Something covered the table. At first he thought it was just a sack of garbage-an opinion reinforced by the half-dozen large black crows that stood along the table's edge and pecked at it. But as the fog lifted, its contours grew disturbing.

He got out of the truck and walked three steps down the hill before the shape resolved into something he could identify.

Then he threw up.

MARTY WALKER LOOKED down at the remains of Garrett Bloom with professional neutrality. He would react to it later, in private, when no one (except possibly his long-term partner, Chuck) was around. It played into the cliche of the inscrutable Oriental, but that made it no less effective. And he was good at it.

At least he thought he was. But this kind of brutality tested his resolve.

Bloom was tied by the ankles and neck to the picnic table. He wore dark dress slacks and a blue shirt, and was gagged with his own tie. His shirt was torn open, exposing the ragged hole cut crudely through his sternum and ribs. The crows, still awaiting their chance to return, had pecked pieces out of the wound's edge, but they had not been the ones to remove both his heart and his right hand.

His hand was nailed through the palm to a nearby tree. Whoever removed his heart had taken it with them.

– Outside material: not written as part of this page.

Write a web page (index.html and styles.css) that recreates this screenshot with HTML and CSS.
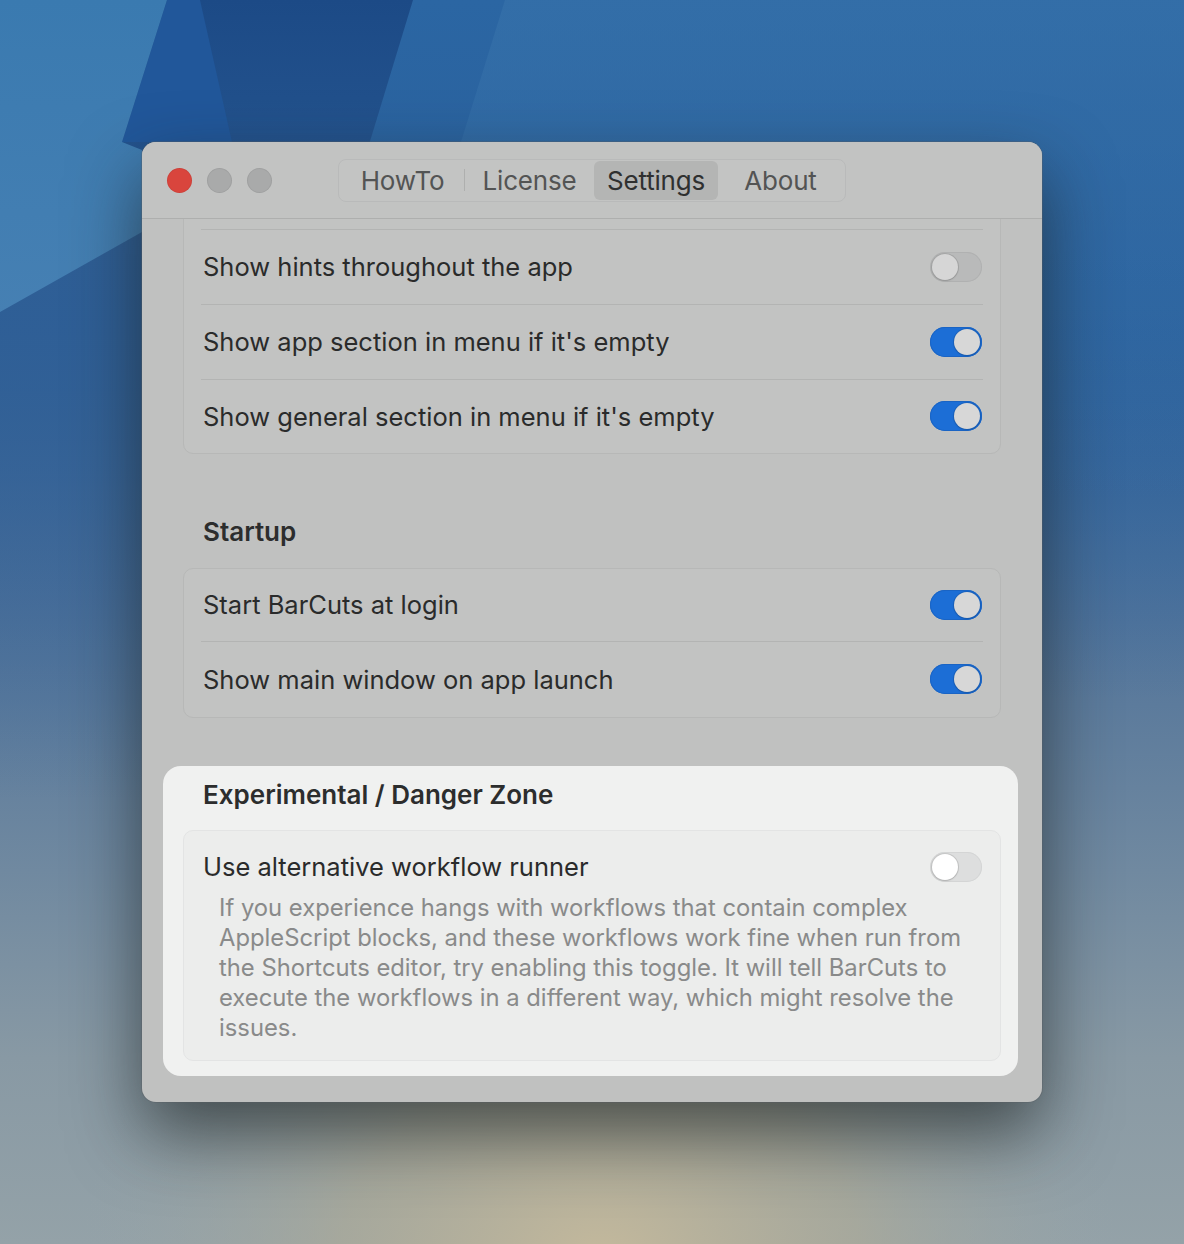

Marty lowered the plastic sheet over the body. Flies and ants, more circumspect than the crows, made their pilgrimages with slow, steady effort. The photographers had finished, and the forensics team. It was unlikely he would notice anything they had missed, but he had wanted to take one last look. Now he motioned for the paramedics to come and take the body away.

Ethan came down the hill with them. He was dressed casually, in the jeans and the Badger T-shirt he'd grabbed following Marty's call. "Holy shit" was all he could say.

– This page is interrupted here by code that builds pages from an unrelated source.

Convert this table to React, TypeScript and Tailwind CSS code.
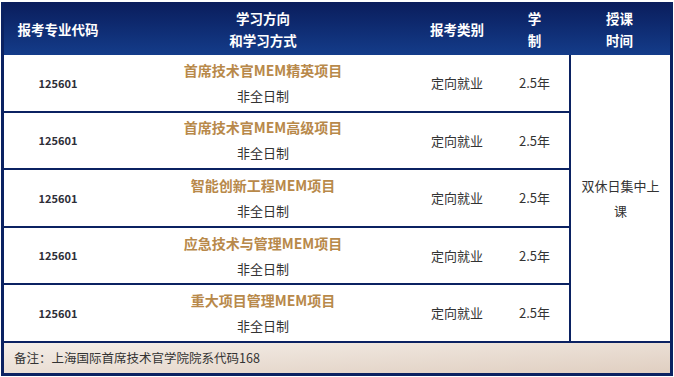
import React from "react";

const rows = [
  "首席技术官MEM精英项目",
  "首席技术官MEM高级项目",
  "智能创新工程MEM项目",
  "应急技术与管理MEM项目",
  "重大项目管理MEM项目",
];

export default function App() {
  return (
    <div className="w-[674px] h-[377px] bg-white pt-[2px] pl-[1px]" style={{ fontFamily: '"Noto Sans CJK SC", "Noto Sans", sans-serif' }}>
      <div className="w-[672px] h-[374px] border-x-[3px] border-b-[3px] border-[#0b2262] flex flex-col">
        {/* header */}
        <div className="h-[53px] flex bg-gradient-to-b from-[#0a1d5c] to-[#143c8a] text-white font-bold text-[13.5px] leading-[22px]">
          <div className="w-[108px] flex items-center justify-center">报考专业代码</div>
          <div className="w-[302px] flex flex-col items-center justify-center">
            <span>学习方向</span>
            <span>和学习方式</span>
          </div>
          <div className="w-[86px] flex items-center justify-center">报考类别</div>
          <div className="w-[69px] flex flex-col items-center justify-center">
            <span>学</span>
            <span>制</span>
          </div>
          <div className="flex-1 flex flex-col items-center justify-center">
            <span>授课</span>
            <span>时间</span>
          </div>
        </div>
        {/* body */}
        <div className="flex h-[288px]">
          <div className="w-[565px] flex flex-col">
            {rows.map((t) => (
              <div key={t} className="h-[57.6px] flex border-b-2 border-[#0b2262] text-[#333333]">
                <div className="w-[108px] flex items-center justify-center text-[11px] font-bold text-[#2e2e38]">125601</div>
                <div className="w-[302px] flex flex-col items-center justify-center leading-[26px] text-[13px]">
                  <span className="font-bold text-[14px] text-[#b8894a]">{t}</span>
                  <span>非全日制</span>
                </div>
                <div className="w-[86px] flex items-center justify-center text-[13px]">定向就业</div>
                <div className="w-[69px] flex items-center justify-center text-[13px]">2.5年</div>
              </div>
            ))}
          </div>
          <div className="flex-1 border-l-2 border-b-2 border-[#0b2262] flex items-center justify-center px-[9px] text-center text-[13px] leading-[25px] text-[#333333]">
            双休日集中上课
          </div>
        </div>
        {/* footer */}
        <div className="flex-1 flex items-center pl-[10px] bg-gradient-to-br from-[#f4eee8] to-[#e0cfc1] text-[12.5px] text-[#333333]">
          备注：上海国际首席技术官学院院系代码168
        </div>
      </div>
    </div>
  );
}
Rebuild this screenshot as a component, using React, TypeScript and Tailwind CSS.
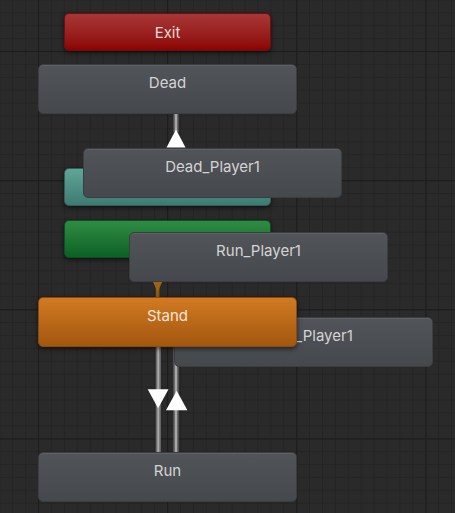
import React from "react";

type NodeProps = {
  label: string;
  pos: string;
  look: string;
  text: string;
  tall?: boolean;
};

function StateNode({ label, pos, look, text, tall = true }: NodeProps) {
  return (
    <div
      className={`absolute ${pos} ${look} rounded-[5px] shadow-[0_2px_5px_rgba(0,0,0,0.55)] flex justify-center ${
        tall ? "items-start pt-[8px]" : "items-center"
      }`}
    >
      <span className={`${text} text-[15px] leading-[19px] whitespace-nowrap`}>{label}</span>
    </div>
  );
}

function Edges() {
  return (
    <svg className="absolute inset-0" width="455" height="513" viewBox="0 0 455 513">
      {/* Dead_Player1 -> Dead */}
      <rect x="173.5" y="112" width="5" height="20" fill="#6a6a6a" />
      <rect x="175" y="112" width="2" height="20" fill="#a8a8a8" />
      <polygon points="176,129.5 166.5,147.5 185.5,147.5" fill="#ffffff" />

      {/* Run_Player1 -> Stand (highlighted) */}
      <rect x="155.8" y="280" width="3.6" height="18" fill="#8a5a14" />
      <polygon points="152.8,281.5 162.3,281.5 157.6,292" fill="#9c6516" />

      {/* Stand -> Run */}
      <rect x="155.7" y="345" width="5.2" height="109" fill="#6a6a6a" />
      <rect x="157.3" y="345" width="2" height="109" fill="#a8a8a8" />
      <polygon points="147.7,389.3 168.5,389.3 158.1,408.3" fill="#ffffff" />

      {/* Run -> Stand */}
      <rect x="173.4" y="345" width="5.2" height="109" fill="#6a6a6a" />
      <rect x="175" y="345" width="2" height="109" fill="#a8a8a8" />
      <polygon points="176.7,390.7 166,410.3 187.4,410.3" fill="#ffffff" />
    </svg>
  );
}

export default function App() {
  const gray =
    "bg-gradient-to-b from-[#515458] to-[#45484c] border border-[#3b3d40] shadow-[inset_0_1px_0_#5e6165]";
  const grayText = "text-[#d4d4d4]";
  return (
    <div
      className="relative w-[455px] h-[513px] overflow-hidden bg-[#2a2a2a] [background-image:linear-gradient(to_right,#1c1c1c_1px,transparent_1px),linear-gradient(to_bottom,#1c1c1c_1px,transparent_1px),linear-gradient(to_right,#242424_1px,transparent_1px),linear-gradient(to_bottom,#242424_1px,transparent_1px)] [background-size:129.2px_129.2px,129.2px_129.2px,12.92px_12.92px,12.92px_12.92px] [background-position:38px_51px,38px_51px,38px_51px,38px_51px]"
      style={{ fontFamily: "Inter, 'Noto Sans', 'DejaVu Sans', sans-serif" }}
    >
      <Edges />

      <StateNode
        label="Exit"
        pos="left-[64px] top-[13px] w-[207px] h-[38px]"
        look="bg-gradient-to-b from-[#a83636] to-[#8b0202] border border-[#6e1010]"
        text="text-[#ecdada]"
        tall={false}
      />
      <StateNode label="Dead" pos="left-[38px] top-[64px] w-[259px] h-[50px]" look={gray} text={grayText} />

      <StateNode
        label="Any State"
        pos="left-[64px] top-[168px] w-[207px] h-[38px]"
        look="bg-gradient-to-b from-[#60a696] to-[#3e7a72] border border-[#2f5f58]"
        text="text-[#e4eeec]"
        tall={false}
      />
      <StateNode
        label="Entry"
        pos="left-[64px] top-[220px] w-[207px] h-[38px]"
        look="bg-gradient-to-b from-[#2f8c42] to-[#0b6126] border border-[#0d4f20]"
        text="text-[#e0eee2]"
        tall={false}
      />

      <StateNode label="Dead_Player1" pos="left-[83px] top-[148px] w-[259px] h-[50px]" look={gray} text={grayText} />
      <StateNode label="Run_Player1" pos="left-[129px] top-[232px] w-[259px] h-[50px]" look={gray} text={grayText} />
      <StateNode label="Stand_Player1" pos="left-[174px] top-[317px] w-[259px] h-[50px]" look={gray} text={grayText} />

      <StateNode
        label="Stand"
        pos="left-[38px] top-[297px] w-[259px] h-[50px]"
        look="bg-gradient-to-b from-[#d27a22] to-[#a3570e] border border-[#8a4a10]"
        text="text-[#f3e6d8]"
      />

      <StateNode label="Run" pos="left-[38px] top-[452px] w-[259px] h-[50px]" look={gray} text={grayText} />
    </div>
  );
}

"That's accurate," Marty agreed.

Ethan nodded toward Luis, seated in an open police car, his head on his knees. "You're not arresting him, are you?"

"No, but he's a wreck. His priest is on the way."

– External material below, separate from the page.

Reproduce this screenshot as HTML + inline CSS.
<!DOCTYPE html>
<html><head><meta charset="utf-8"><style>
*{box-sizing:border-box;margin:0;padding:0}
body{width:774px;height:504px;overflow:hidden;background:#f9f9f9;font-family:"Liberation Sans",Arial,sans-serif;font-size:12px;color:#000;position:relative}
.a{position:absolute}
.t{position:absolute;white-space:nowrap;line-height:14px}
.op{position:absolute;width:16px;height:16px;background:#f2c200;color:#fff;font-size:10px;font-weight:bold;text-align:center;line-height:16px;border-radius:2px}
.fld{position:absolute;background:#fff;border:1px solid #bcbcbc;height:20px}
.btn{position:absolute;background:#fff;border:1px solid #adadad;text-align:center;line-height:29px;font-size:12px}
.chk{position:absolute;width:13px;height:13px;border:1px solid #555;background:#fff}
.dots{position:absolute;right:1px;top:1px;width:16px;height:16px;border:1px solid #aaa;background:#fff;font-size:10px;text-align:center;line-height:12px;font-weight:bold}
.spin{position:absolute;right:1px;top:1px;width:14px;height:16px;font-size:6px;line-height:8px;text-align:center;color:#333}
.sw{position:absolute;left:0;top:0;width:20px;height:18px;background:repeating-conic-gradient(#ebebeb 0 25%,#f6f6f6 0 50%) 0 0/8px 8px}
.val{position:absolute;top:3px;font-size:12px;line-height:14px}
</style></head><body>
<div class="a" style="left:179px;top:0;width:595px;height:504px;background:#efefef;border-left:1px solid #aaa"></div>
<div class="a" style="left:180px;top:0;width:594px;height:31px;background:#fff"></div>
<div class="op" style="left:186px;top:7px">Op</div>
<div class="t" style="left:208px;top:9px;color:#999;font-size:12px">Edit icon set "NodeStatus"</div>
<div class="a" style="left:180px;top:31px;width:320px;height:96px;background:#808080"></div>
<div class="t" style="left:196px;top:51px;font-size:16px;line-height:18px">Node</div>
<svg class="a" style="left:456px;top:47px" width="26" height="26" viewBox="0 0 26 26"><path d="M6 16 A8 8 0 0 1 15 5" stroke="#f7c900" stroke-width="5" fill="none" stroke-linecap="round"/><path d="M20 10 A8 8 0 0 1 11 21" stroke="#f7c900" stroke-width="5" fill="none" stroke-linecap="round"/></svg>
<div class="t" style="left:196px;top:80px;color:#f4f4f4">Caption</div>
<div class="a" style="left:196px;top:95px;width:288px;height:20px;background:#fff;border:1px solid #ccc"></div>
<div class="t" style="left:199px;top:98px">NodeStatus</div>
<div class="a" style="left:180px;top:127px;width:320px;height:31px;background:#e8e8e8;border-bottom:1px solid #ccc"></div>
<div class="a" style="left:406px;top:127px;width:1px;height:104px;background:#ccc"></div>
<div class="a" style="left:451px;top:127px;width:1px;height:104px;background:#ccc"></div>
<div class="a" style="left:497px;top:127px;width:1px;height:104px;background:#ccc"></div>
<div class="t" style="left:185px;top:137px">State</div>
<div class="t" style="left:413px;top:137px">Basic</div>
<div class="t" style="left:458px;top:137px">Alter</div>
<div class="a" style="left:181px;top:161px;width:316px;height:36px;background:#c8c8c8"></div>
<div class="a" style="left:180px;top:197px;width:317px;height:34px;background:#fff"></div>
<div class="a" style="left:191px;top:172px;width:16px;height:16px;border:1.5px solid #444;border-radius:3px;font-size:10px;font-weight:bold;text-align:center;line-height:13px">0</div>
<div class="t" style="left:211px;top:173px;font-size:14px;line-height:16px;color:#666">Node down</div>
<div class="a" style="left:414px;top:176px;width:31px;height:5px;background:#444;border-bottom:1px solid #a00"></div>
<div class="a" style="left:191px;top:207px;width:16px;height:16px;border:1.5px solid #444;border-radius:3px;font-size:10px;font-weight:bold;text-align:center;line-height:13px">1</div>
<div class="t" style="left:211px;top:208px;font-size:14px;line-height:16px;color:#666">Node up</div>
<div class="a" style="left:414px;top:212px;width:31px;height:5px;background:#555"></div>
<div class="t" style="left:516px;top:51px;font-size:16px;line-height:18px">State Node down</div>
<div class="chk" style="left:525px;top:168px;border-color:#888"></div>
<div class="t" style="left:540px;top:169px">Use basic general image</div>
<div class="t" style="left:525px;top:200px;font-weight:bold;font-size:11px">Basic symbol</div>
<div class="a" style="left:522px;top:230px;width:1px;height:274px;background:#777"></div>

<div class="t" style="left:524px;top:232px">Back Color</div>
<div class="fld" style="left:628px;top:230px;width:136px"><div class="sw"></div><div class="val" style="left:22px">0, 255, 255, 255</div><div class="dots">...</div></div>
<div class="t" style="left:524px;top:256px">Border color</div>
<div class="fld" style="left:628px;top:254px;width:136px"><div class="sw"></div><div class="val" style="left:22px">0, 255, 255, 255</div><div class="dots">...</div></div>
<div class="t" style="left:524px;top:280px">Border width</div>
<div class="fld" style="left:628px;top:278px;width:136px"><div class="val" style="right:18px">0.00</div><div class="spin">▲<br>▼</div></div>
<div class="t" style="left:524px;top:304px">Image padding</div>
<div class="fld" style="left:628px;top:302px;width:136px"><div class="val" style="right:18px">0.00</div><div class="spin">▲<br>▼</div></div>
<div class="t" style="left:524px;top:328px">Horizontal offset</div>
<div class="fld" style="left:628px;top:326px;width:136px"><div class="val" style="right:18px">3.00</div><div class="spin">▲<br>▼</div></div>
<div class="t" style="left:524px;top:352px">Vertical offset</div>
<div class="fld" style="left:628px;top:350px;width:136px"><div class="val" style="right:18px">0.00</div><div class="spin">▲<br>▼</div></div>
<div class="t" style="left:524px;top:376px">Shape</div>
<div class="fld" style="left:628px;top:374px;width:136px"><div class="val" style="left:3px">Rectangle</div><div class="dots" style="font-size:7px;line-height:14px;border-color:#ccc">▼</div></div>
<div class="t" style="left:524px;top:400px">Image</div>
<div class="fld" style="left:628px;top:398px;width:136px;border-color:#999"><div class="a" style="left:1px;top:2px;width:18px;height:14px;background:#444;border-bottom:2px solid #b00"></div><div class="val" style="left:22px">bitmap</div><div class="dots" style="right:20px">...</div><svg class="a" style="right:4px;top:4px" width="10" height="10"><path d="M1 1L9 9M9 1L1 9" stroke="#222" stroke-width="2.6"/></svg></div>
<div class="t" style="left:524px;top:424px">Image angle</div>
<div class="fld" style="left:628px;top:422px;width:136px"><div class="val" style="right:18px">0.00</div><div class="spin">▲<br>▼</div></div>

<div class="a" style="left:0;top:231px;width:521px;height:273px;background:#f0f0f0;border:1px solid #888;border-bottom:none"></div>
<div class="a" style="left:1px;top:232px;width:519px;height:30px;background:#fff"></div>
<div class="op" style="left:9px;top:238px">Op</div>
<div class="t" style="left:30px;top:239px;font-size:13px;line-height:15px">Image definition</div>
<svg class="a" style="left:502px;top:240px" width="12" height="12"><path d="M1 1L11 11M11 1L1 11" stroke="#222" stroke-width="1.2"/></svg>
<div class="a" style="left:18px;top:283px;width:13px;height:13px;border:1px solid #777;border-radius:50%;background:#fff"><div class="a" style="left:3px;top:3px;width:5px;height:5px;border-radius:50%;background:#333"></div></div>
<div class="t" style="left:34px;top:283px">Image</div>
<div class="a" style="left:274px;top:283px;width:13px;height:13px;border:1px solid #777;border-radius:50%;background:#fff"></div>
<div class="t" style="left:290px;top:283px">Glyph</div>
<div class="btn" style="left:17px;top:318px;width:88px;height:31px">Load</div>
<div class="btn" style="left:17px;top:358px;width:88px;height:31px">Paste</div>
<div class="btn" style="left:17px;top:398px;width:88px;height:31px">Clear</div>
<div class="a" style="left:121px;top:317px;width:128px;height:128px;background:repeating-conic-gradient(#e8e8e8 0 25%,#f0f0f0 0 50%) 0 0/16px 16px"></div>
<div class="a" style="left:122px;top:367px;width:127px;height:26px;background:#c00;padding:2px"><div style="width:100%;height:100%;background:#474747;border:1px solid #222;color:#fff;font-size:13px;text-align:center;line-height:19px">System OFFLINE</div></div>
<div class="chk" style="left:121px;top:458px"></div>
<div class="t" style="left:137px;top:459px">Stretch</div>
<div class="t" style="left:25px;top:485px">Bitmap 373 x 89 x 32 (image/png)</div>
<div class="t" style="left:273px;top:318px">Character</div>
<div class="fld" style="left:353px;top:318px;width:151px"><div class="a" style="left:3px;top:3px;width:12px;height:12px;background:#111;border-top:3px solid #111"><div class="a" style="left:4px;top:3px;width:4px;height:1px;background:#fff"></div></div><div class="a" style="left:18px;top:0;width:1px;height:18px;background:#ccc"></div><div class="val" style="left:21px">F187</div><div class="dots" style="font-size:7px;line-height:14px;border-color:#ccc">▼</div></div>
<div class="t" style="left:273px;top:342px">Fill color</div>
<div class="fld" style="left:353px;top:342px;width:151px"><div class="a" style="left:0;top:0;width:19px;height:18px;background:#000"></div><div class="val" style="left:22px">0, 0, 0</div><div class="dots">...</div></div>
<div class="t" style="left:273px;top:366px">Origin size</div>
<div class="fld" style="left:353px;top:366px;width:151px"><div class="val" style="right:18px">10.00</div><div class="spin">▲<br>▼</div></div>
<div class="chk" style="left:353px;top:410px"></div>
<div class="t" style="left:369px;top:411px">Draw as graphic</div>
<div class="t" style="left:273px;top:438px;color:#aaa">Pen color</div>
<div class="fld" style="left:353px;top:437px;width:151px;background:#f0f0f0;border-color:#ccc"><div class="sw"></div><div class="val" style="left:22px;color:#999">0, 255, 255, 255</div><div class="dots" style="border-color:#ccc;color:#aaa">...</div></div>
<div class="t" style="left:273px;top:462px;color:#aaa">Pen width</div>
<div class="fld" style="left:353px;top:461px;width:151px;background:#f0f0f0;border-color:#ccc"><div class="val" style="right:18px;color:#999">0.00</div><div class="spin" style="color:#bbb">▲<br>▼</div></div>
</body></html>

Two paramedics loaded the covered body onto a stretcher. A third one began the delicate task of removing the impaled hand from the tree trunk. "What the hell was Bloom doing here in the middle of the night?" Ethan said.

"I have no idea," Marty said. "I've got to inform his wife, so maybe that will give me a lead."

"I don't envy you that."

Marty shrugged. He used to dread those confrontations, but experience taught him that when one spouse died, the other was usually involved. He now saw the task of delivering the bad news as just another step in the investigation.

Ethan stared at the blocked-off area. A small finch tried to land on the yellow tape, found it too unsteady, and flitted away. "So what does this mean for me?"

"What were you planning to do today?"

"Getting the last stuff out of the interior so we can knock down the walls of the old building."

"Trucks going in and out over there, on the far side?"

"Yeah."

Marty nodded. "Go ahead, then. We've looked around inside, and there's no sign anyone got through the fence. If you do find anything unusual, though, let me know."

ETHAN CLIMBED BACK up the hill. His crew huddled in a group, smoking and gossiping. No doubt they'd solved the murder a dozen different ways by now. They wore hard hats and steel-toed boots, but their eyes betrayed their worry. They dreaded what Ethan was about to tell them; they got paid only when they worked, and it seemed likely they'd be sent home.

"Good news, guys," Ethan said. "They're not going to shut us down. If you see anything out of place or unusual, stop immediately and call me, then the cops. Otherwise, let's get back to work."

The relief on their faces was almost religious. Ethan felt a small surge of pride as they quickly gathered their individual tools from their vehicles. In this economy, he was glad to be able to provide jobs to hardworking people.

He stopped one of the men and held him back while the others got to work. "Marcus," he said quietly, "Luis is a little shaken up, so I'm sending him home. I want you to be acting foreman today, okay?"

Marcus's eyes narrowed suspiciously. "Is that union?"

"No. But I'm still going to pay Luis as if he was here, so officially he's still the foreman. I just want people to have someone to come to if they find anything."